Uitspraak
1.Geding in cassatie
2.Beoordeling van het eerste middel
3.Beoordeling van het tweede middel
4.Slotsom
5.Beslissing
20 juni 2017.
Hoge Raad
In deze zaak gaat het om een cassatieberoep tegen een arrest van het Gerechtshof Den Haag, waarin de verdachte is veroordeeld voor doodslag en het wegmaken van een lijk. De Hoge Raad behandelt het beroep op 20 juni 2017. De verdachte, geboren in 1991, heeft via zijn advocaat R.J. Baumgardt middelen van cassatie ingediend. De Advocaat-Generaal A.J. Machielse heeft geconcludeerd tot een vermindering van de opgelegde straf, maar heeft het beroep voor het overige verworpen.
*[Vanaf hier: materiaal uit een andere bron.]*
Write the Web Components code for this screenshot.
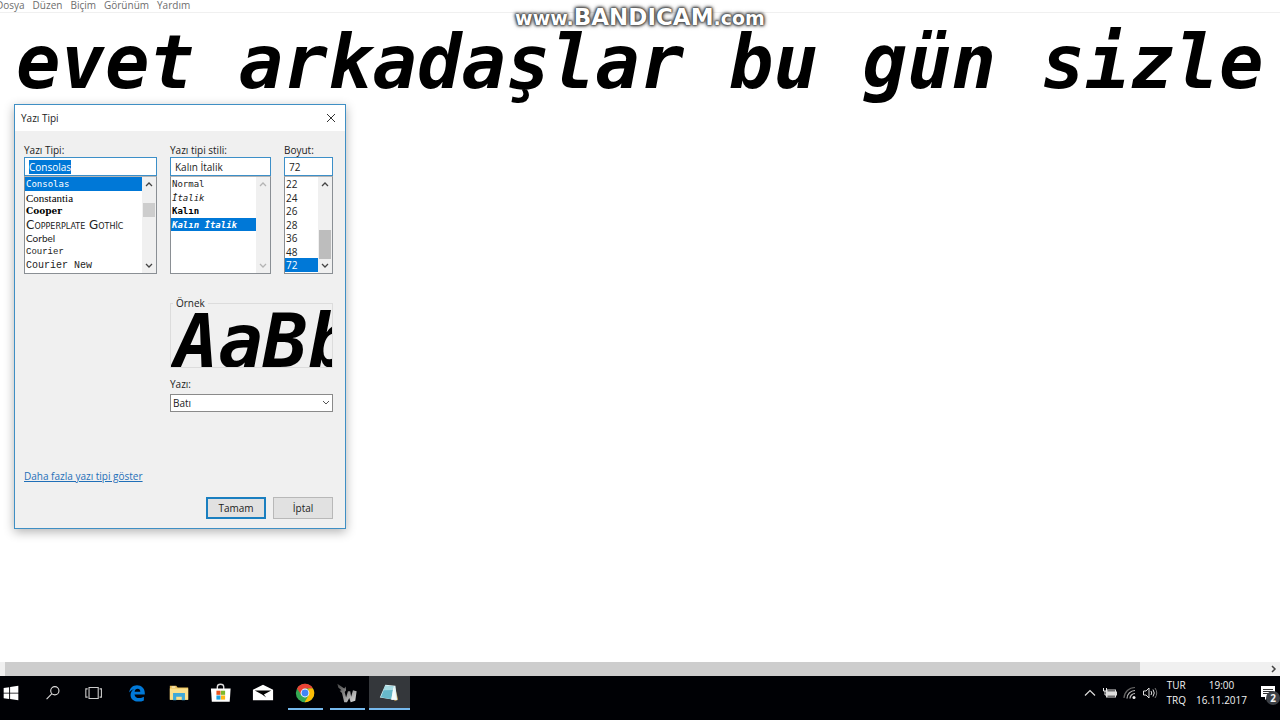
<!DOCTYPE html>
<html lang="tr">
<head>
<meta charset="utf-8">
<title>Not Defteri</title>
<style>
    body {
        margin: 0;
        background: #fff;
        font-family: "Open Sans", "Noto Sans", sans-serif;
        font-size: 10px;
        line-height: 14px;
        color: #222;
    }
</style>
</head>
<body>
<desktop-screen>
    <note-pad>
        <menu-item slot="menu">Dosya</menu-item>
        <menu-item slot="menu">Düzen</menu-item>
        <menu-item slot="menu">Biçim</menu-item>
        <menu-item slot="menu">Görünüm</menu-item>
        <menu-item slot="menu">Yardım</menu-item>
    </note-pad>
    <font-dialog slot="window"></font-dialog>
    <water-mark slot="overlay"><span slot="name">BANDICAM</span></water-mark>
    <task-bar slot="taskbar"></task-bar>
</desktop-screen>

<script>
function attach(el, html) {
    const template = document.createElement('template');
    template.innerHTML = html;
    el.attachShadow({ mode: 'open' });
    el.shadowRoot.appendChild(template.content.cloneNode(true));
}

class DesktopScreen extends HTMLElement {
    constructor() {
        super();
        attach(this, `
            <style>
                :host {
                    display: flex;
                    flex-direction: column;
                    position: relative;
                    height: 100vh;
                    overflow: hidden;
                }
            </style>
            <slot></slot>
            <slot name="taskbar"></slot>
            <slot name="window"></slot>
            <slot name="overlay"></slot>
        `);
    }
}

class MenuItem extends HTMLElement {
    constructor() {
        super();
        attach(this, `
            <style>
                :host { display: block; }
                button {
                    display: block;
                    border: 0;
                    padding: 0;
                    background: none;
                    font: inherit;
                    color: #6d6d6d;
                }
            </style>
            <button type="button"><slot></slot></button>
        `);
    }
}

class NotePad extends HTMLElement {
    constructor() {
        super();
        attach(this, `
            <style>
                :host {
                    display: flex;
                    flex-direction: column;
                    flex: 1;
                    min-height: 0;
                }
                nav {
                    display: flex;
                    align-items: flex-end;
                    gap: 8px;
                    height: 12px;
                    margin-left: -4px;
                    border-bottom: 1px solid #f0f0f0;
                    font-size: 10px;
                }
                textarea {
                    flex: 1;
                    min-height: 0;
                    margin: 0 15px 0 0;
                    padding: 5px 0 0 16px;
                    border: 0;
                    outline: 0;
                    resize: none;
                    overflow: hidden;
                    white-space: pre;
                    background: #fff;
                    color: #000;
                    font: italic bold 74px/88px "DejaVu Sans Mono", monospace;
                }
                .scroll {
                    display: flex;
                    align-items: center;
                    justify-content: space-between;
                    height: 14px;
                    padding-left: 5px;
                    background: #f0f0f0;
                }
                .thumb {
                    width: 89%;
                    height: 14px;
                    background: #cdcdcd;
                }
                svg { display: block; margin-right: 2px; }
            </style>
            <nav><slot name="menu"></slot></nav>
            <textarea aria-label="Metin" spellcheck="false">evet arkadaşlar bu gün sizle</textarea>
            <div class="scroll">
                <div class="thumb"></div>
                <svg width="8" height="10" viewBox="0 0 8 10"><path d="M2 2l3 3-3 3" fill="none" stroke="#444" stroke-width="1.5"/></svg>
            </div>
        `);
    }
}

class ScrollTrack extends HTMLElement {
    constructor() {
        super();
        attach(this, `
            <style>
                :host {
                    display: flex;
                    flex-direction: column;
                    width: 14px;
                    background: #f0f0f0;
                    color: #444;
                }
                :host([disabled]) { color: #b4b4b4; }
                :host([disabled]) .thumb { visibility: hidden; }
                svg { display: block; flex: none; }
                .before { flex: var(--before, 0); }
                .after { flex: var(--after, 0); }
                .thumb {
                    height: var(--thumb, 14px);
                    margin: 0 1px;
                    background: var(--thumb-color, #cdcdcd);
                }
            </style>
            <svg width="14" height="14" viewBox="0 0 14 14"><path d="M4 9l3-3 3 3" fill="none" stroke="currentColor" stroke-width="1.3"/></svg>
            <div class="before"></div>
            <div class="thumb"></div>
            <div class="after"></div>
            <svg width="14" height="14" viewBox="0 0 14 14"><path d="M4 5l3 3 3-3" fill="none" stroke="currentColor" stroke-width="1.3"/></svg>
        `);
    }
}

const LISTS = {
    fonts: [
        ['Consolas', 'mono'],
        ['Constantia', 'serif'],
        ['Cooper', 'cooper'],
        ['Copperplate Gothic', 'copper'],
        ['Corbel', 'corbel'],
        ['Courier', 'courier'],
        ['Courier New', 'courier-new']
    ],
    styles: [
        ['Normal', 'mono'],
        ['İtalik', 'mono italic'],
        ['Kalın', 'mono bold'],
        ['Kalın İtalik', 'mono bold italic']
    ],
    sizes: [['22'], ['24'], ['26'], ['28'], ['36'], ['48'], ['72']]
};

// label + edit box + list, as one of the three columns of the dialog
class PickList extends HTMLElement {
    constructor() {
        super();
        const value = this.getAttribute('value');
        const label = this.getAttribute('label');
        const options = LISTS[this.getAttribute('list')].map(([text, cls = '']) =>
            `<option class="${cls}"${text === value ? ' selected' : ''}>${text}</option>`
        ).join('');
        attach(this, `
            <style>
                :host { display: block; min-width: 0; }
                label { display: block; height: 14px; }
                input {
                    display: block;
                    box-sizing: border-box;
                    width: 100%;
                    height: 19px;
                    margin: 0;
                    padding: 0 4px;
                    border: 1px solid #3c8fc8;
                    outline: 0;
                    border-radius: 0;
                    background: #fff;
                    color: #222;
                    font: inherit;
                }
                input::selection { background: #0078d7; color: #fff; }
                .list {
                    display: flex;
                    height: 96px;
                    border: 1px solid #8a8f94;
                    border-top-color: #b5b5b5;
                    background: #fff;
                }
                select {
                    flex: 1;
                    min-width: 0;
                    height: 96px;
                    margin: 0;
                    padding: 0;
                    border: 0;
                    outline: 0;
                    border-radius: 0;
                    overflow: hidden;
                    background: #fff;
                    font: inherit;
                }
                option {
                    box-sizing: border-box;
                    height: 14px;
                    min-height: 0;
                    padding: 0 1px;
                    color: #222;
                }
                option:nth-child(even) { height: 13px; }
                option:checked {
                    background: #0078d7 linear-gradient(#0078d7, #0078d7);
                    color: #fff;
                    -webkit-text-fill-color: #fff;
                }
                .mono { padding-top: 2px; font-family: "DejaVu Sans Mono", monospace; font-size: 9px; }
                .bold { font-weight: bold; color: #000; }
                .italic { font-style: italic; }
                .serif { padding-top: 1px; font-family: "Liberation Serif", serif; font-size: 11px; color: #000; }
                .cooper { padding-top: 2px; font-family: "DejaVu Serif", serif; font-size: 9px; font-weight: 900; color: #000; }
                .copper { font-family: "DejaVu Sans", sans-serif; font-size: 12px; font-variant: small-caps; }
                .corbel { padding-top: 1px; font-family: Lato, sans-serif; font-size: 10px; }
                .courier { padding-top: 2px; font-family: "Liberation Mono", monospace; font-size: 9px; }
                .courier-new { padding-top: 2px; font-family: "Liberation Mono", monospace; font-size: 10px; }
            </style>
            <label for="edit">${label}</label>
            <input id="edit" type="text" value="${value}" spellcheck="false">
            <div class="list">
                <select size="7" aria-label="${label}">${options}</select>
                <slot></slot>
            </div>
        `);
    }
    connectedCallback() {
        if (this.hasAttribute('active')) {
            const edit = this.shadowRoot.querySelector('input');
            edit.focus();
            edit.select();
        }
    }
}

class PushButton extends HTMLElement {
    constructor() {
        super();
        attach(this, `
            <style>
                :host { display: block; }
                button {
                    display: block;
                    box-sizing: border-box;
                    width: 60px;
                    height: 22px;
                    padding: 0;
                    border: 1px solid #b8b8b8;
                    background: #e1e1e1;
                    font: inherit;
                    color: #222;
                }
                :host([default]) button { border: 2px solid #1a7fc0; }
            </style>
            <button type="button"><slot></slot></button>
        `);
    }
}

class FontDialog extends HTMLElement {
    constructor() {
        super();
        attach(this, `
            <style>
                :host {
                    position: absolute;
                    left: 14px;
                    top: 104px;
                    box-sizing: border-box;
                    width: 332px;
                    border: 1px solid #3f8fc4;
                    background: #f0f0f0;
                    box-shadow: 0 3px 10px rgba(0, 0, 0, 0.3);
                }
                header {
                    display: flex;
                    align-items: center;
                    justify-content: space-between;
                    height: 26px;
                    padding: 0 8px 0 6px;
                    background: #fff;
                }
                header button {
                    display: block;
                    padding: 0;
                    border: 0;
                    background: none;
                }
                svg { display: block; }
                main { padding: 12px 12px 9px 9px; }
                .lists {
                    display: grid;
                    grid-template-columns: 133fr 101fr 49fr;
                    gap: 13px;
                }
                .right {
                    margin: 22px 0 0 146px;
                }
                fieldset {
                    box-sizing: border-box;
                    min-width: 0;
                    height: 72px;
                    margin: 0 0 9px;
                    padding: 0;
                    border: 1px solid #dcdcdc;
                    overflow: hidden;
                }
                legend { margin-left: 2px; padding: 0 3px; }
                .sample {
                    height: 57px;
                    padding-left: 3px;
                    overflow: hidden;
                    color: #000;
                    font: italic bold 74px/62px "DejaVu Sans Mono", monospace;
                }
                label { display: block; height: 17px; }
                .combo { position: relative; }
                .combo select {
                    display: block;
                    appearance: none;
                    box-sizing: border-box;
                    width: 100%;
                    height: 18px;
                    padding: 0 2px;
                    border: 1px solid #8a8a8a;
                    border-radius: 0;
                    background: #fff;
                    font: inherit;
                    color: #222;
                }
                .combo svg {
                    position: absolute;
                    right: 2px;
                    top: 4px;
                    pointer-events: none;
                }
                a { display: inline-block; margin-top: 57px; color: #1f6fb8; }
                footer {
                    display: flex;
                    justify-content: flex-end;
                    gap: 7px;
                    margin-top: 14px;
                }
            </style>
            <header>
                <span>Yazı Tipi</span>
                <button type="button" aria-label="Kapat">
                    <svg width="12" height="12" viewBox="0 0 12 12"><path d="M2 2l8 8M10 2l-8 8" stroke="#333" fill="none"/></svg>
                </button>
            </header>
            <main>
                <div class="lists">
                    <pick-list label="Yazı Tipi:" list="fonts" value="Consolas" active>
                        <scroll-track style="--before: 12; --after: 41"></scroll-track>
                    </pick-list>
                    <pick-list label="Yazı tipi stili:" list="styles" value="Kalın İtalik">
                        <scroll-track style="--after: 1" disabled></scroll-track>
                    </pick-list>
                    <pick-list label="Boyut:" list="sizes" value="72">
                        <scroll-track style="--before: 1; --thumb: 29px; --thumb-color: #bdbdbd"></scroll-track>
                    </pick-list>
                </div>
                <div class="right">
                    <fieldset>
                        <legend>Örnek</legend>
                        <div class="sample">AaBb</div>
                    </fieldset>
                    <label for="script">Yazı:</label>
                    <div class="combo">
                        <select id="script"><option>Batı</option></select>
                        <svg width="10" height="10" viewBox="0 0 10 10"><path d="M2 3l3 3 3-3" fill="none" stroke="#555"/></svg>
                    </div>
                </div>
                <a href="#">Daha fazla yazı tipi göster</a>
                <footer>
                    <push-button default>Tamam</push-button>
                    <push-button>İptal</push-button>
                </footer>
            </main>
        `);
    }
}

class WaterMark extends HTMLElement {
    constructor() {
        super();
        attach(this, `
            <style>
                :host {
                    position: absolute;
                    top: 4px;
                    left: 0;
                    right: 0;
                    text-align: center;
                    pointer-events: none;
                    color: #fff;
                    font: bold 19px/26px "DejaVu Sans", sans-serif;
                    text-shadow: 0 0 1px #333, 0 0 2px #444, 0 0 3px #555, 0 0 3px #666, 0 0 4px #666, 0 0 5px #777;
                }
                ::slotted(span) { font-size: 23px; }
            </style>
            www.<slot name="name"></slot>.com
        `);
    }
}

const ICONS = {
    start: `<path fill="#fff" d="M4 6.5l6-.9v6H4zM11 5.4l9-1.200v7.400h-9zM4 12.500h6v6l-6-.9zM11 12.500h9v7.300l-9-1.200z"/>`,
    search: `<g fill="none" stroke="#ddd" stroke-width="1.2"><circle cx="14" cy="9.5" r="4.5"/><path d="M10.8 12.8L5 18.6"/></g>`,
    tasks: `<g fill="none" stroke="#ccc" stroke-width="1.2"><path d="M5.500 6h10v12h-10z"/><path d="M4 7.500H2v9h2M17 7.500h2v9h-2"/></g>`,
    edge: `<path fill="#0078d7" d="M3.500 11.500C4 6.500 7.500 3.500 12 3.500c5 0 8.500 3.500 8.500 8.300v1.700H9.300c.2 2.700 2.400 4 5.200 4 1.900 0 3.600-.5 5-1.400v4c-1.700.9-3.700 1.300-6 1.300-5 0-8.500-2.700-8.500-7.200 0-2.900 1.400-5.200 4-6.600-2 .6-4 1.900-5.500 3.900zM9.400 10.500h6.200c0-2-1-3.200-2.900-3.200-1.800 0-3 1.300-3.300 3.200z"/>`,
    folder: `<path fill="#e7bd55" d="M2 4h7l1.500 2H22v13H2z"/><path fill="#fbe08c" d="M2 7h20v12.500H2z"/><path fill="#3fa9d8" d="M5.500 12h13v8H15v-4H9v4H5.500z"/><path fill="#fff" d="M4 5h4v1H4z"/>`,
    store: `<path fill="none" stroke="#ddd" stroke-width="1.500" d="M8 8V5.500C8 1.500 15 1.500 15 5.500V8"/><path fill="#fff" d="M1 7h21.500l-1 14.500H2z"/><path fill="#e8541f" d="M7 9.500h4.500V14H7z"/><path fill="#7db928" d="M12 9.500h4.500V14H12z"/><path fill="#1ba1e2" d="M7 14.700h4.500v4.500H7z"/><path fill="#fdb813" d="M12 14.700h4.500v4.500H12z"/>`,
    mail: `<path fill="#fff" d="M1 8.500L12 3l11 5.500V20H1z"/><path fill="#000" d="M3 9.300h18l-8 4.200 2.500 3.500-4.500-3.500z"/>`,
    chrome: `<circle cx="12" cy="12" r="10" fill="#34a853"/><path fill="#ea4335" d="M3.300 7A10 10 0 0 1 20.700 7H12L8 14.300z"/><path fill="#fbbc05" d="M20.700 7A10 10 0 0 1 11.500 22L16 14.500 15.500 7z"/><circle cx="12" cy="12" r="4.800" fill="#fff"/><circle cx="12" cy="12" r="3.800" fill="#4285f4"/>`,
    wolf: `<defs><linearGradient id="w" x2="1" y2="1"><stop offset="0" stop-color="#444"/><stop offset="1" stop-color="#ddd"/></linearGradient></defs><path fill="url(#w)" d="M1.500 2l7.500 5 1.500-2 .5 4-1.500 2 1.500 6 2-7h2.500l1 6 2-7 4 1-1.500 10.500-5 1.500-1.500-4.500-2.500 4.500h-3L6.500 12 4 9.500l2-.5-3.500-3z"/>`,
    notes: `<path fill="#c9a45a" d="M18 4l4 15-4 2z"/><path fill="#dff3f5" d="M8 3l11 1 2 16-19-3z"/><path fill="#67b8c9" d="M8 4l9 .8-2.500 14L3 16.500z"/><path fill="#a8dbe3" d="M8 4l9 .8-.7 4L6 9z"/><path fill="#f5fbfb" d="M17 5l3 14-5.500.5z"/>`
};

class TaskIcon extends HTMLElement {
    constructor() {
        super();
        attach(this, `
            <style>
                :host { display: block; width: 42px; }
                button {
                    display: flex;
                    align-items: center;
                    justify-content: center;
                    box-sizing: border-box;
                    width: 100%;
                    height: 34px;
                    padding: 0;
                    border: 0;
                    background: none;
                }
                :host([running]) button {
                    width: 35px;
                    margin: 0 auto;
                    padding-top: 2px;
                    border-bottom: 2px solid #76b9ed;
                }
                :host([current]) button {
                    width: 41px;
                    background: #34373b;
                }
            </style>
            <button type="button" aria-label="${this.getAttribute('label')}">
                <svg width="22" height="22" viewBox="0 0 24 24">${ICONS[this.getAttribute('icon')]}</svg>
            </button>
        `);
    }
}

class TaskBar extends HTMLElement {
    constructor() {
        super();
        attach(this, `
            <style>
                :host {
                    display: flex;
                    justify-content: space-between;
                    box-sizing: border-box;
                    height: 44px;
                    padding-bottom: 10px;
                    background: #000105;
                    color: #f2f2f2;
                }
                .apps { display: flex; margin-left: -10px; }
                .tray {
                    display: flex;
                    align-items: center;
                    gap: 4px;
                    text-align: center;
                    line-height: 15px;
                }
                svg { display: block; }
                .lang { margin-left: 5px; }
                .clock { margin: 0 9px 0 6px; }
                .notice { position: relative; width: 20px; }
                .badge {
                    position: absolute;
                    left: 6px;
                    top: 6px;
                    width: 14px;
                    height: 14px;
                    border-radius: 50%;
                    background: #3c4046;
                    line-height: 14px;
                    font-weight: bold;
                }
            </style>
            <div class="apps">
                <task-icon icon="start" label="Başlat"></task-icon>
                <task-icon icon="search" label="Ara"></task-icon>
                <task-icon icon="tasks" label="Görev Görünümü"></task-icon>
                <task-icon icon="edge" label="Edge"></task-icon>
                <task-icon icon="folder" label="Dosya Gezgini"></task-icon>
                <task-icon icon="store" label="Mağaza"></task-icon>
                <task-icon icon="mail" label="Posta"></task-icon>
                <task-icon icon="chrome" label="Chrome" running></task-icon>
                <task-icon icon="wolf" label="Oyun" running></task-icon>
                <task-icon icon="notes" label="Not Defteri" running current></task-icon>
            </div>
            <div class="tray">
                <svg width="16" height="16" viewBox="0 0 16 16"><path d="M3 10.500l5-5 5 5" fill="none" stroke="#ddd" stroke-width="1.200"/></svg>
                <svg width="16" height="16" viewBox="0 0 16 16"><path fill="#ddd" d="M4 4.500h10v2h1v4h-1v2H4z"/><path fill="#000105" d="M5.500 5.500h7.500v.8H5.500zM5.500 10.800h7.500v.8H5.500z"/><path d="M1.500 3v3h3V3M3 6v4h1.500" fill="none" stroke="#eee"/></svg>
                <svg width="16" height="16" viewBox="0 0 16 16"><g fill="none" stroke-width="1.200"><path d="M2 13A11 11 0 0 1 13 2.500" stroke="#666"/><path d="M5 13.500A8 8 0 0 1 13 5.500M8 13.500a5 5 0 0 1 5-5" stroke="#bbb"/></g><circle cx="12" cy="12.500" r="1.500" fill="#eee"/></svg>
                <svg width="16" height="16" viewBox="0 0 16 16"><g fill="none" stroke="#ddd"><path d="M1.500 6h2.500l3-3v10l-3-3H1.500z"/><path d="M9 6q1.500 2 0 4M11 4.500q2.500 3.500 0 7"/><path d="M13 3q3.500 5 0 10" stroke="#777"/></g></svg>
                <div class="lang">TUR<br>TRQ</div>
                <div class="clock">19:00<br>16.11.2017</div>
                <div class="notice">
                    <svg width="18" height="16" viewBox="0 0 18 16"><path fill="#fff" d="M1 1h14v11H8l-3 3v-3H1z"/><path stroke="#333" d="M3 4.500h10M3 6.500h10M3 8.500h7"/></svg>
                    <span class="badge">2</span>
                </div>
            </div>
        `);
    }
}

customElements.define('menu-item', MenuItem);
customElements.define('note-pad', NotePad);
customElements.define('scroll-track', ScrollTrack);
customElements.define('pick-list', PickList);
customElements.define('push-button', PushButton);
customElements.define('font-dialog', FontDialog);
customElements.define('water-mark', WaterMark);
customElements.define('task-icon', TaskIcon);
customElements.define('task-bar', TaskBar);
customElements.define('desktop-screen', DesktopScreen);
</script>
</body>
</html>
De Hoge Raad beoordeelt de ingediende middelen. Het eerste middel wordt verworpen, omdat het niet leidt tot cassatie en geen nadere motivering behoeft. Het tweede middel betreft de overschrijding van de redelijke termijn in de cassatiefase, zoals bedoeld in artikel 6, eerste lid, van het EVRM. De Hoge Raad oordeelt dat de redelijke termijn is overschreden, aangezien er meer dan zestien maanden zijn verstreken sinds het instellen van het cassatieberoep. Dit leidt tot een vermindering van de opgelegde gevangenisstraf van negen jaren naar acht jaren en zes maanden.
De Hoge Raad vernietigt de bestreden uitspraak, maar uitsluitend wat betreft de duur van de opgelegde gevangenisstraf. Het beroep wordt voor het overige verworpen. Dit arrest is uitgesproken ter openbare terechtzitting en is gewezen door de vice-president en twee raadsheren, in aanwezigheid van de waarnemend griffier.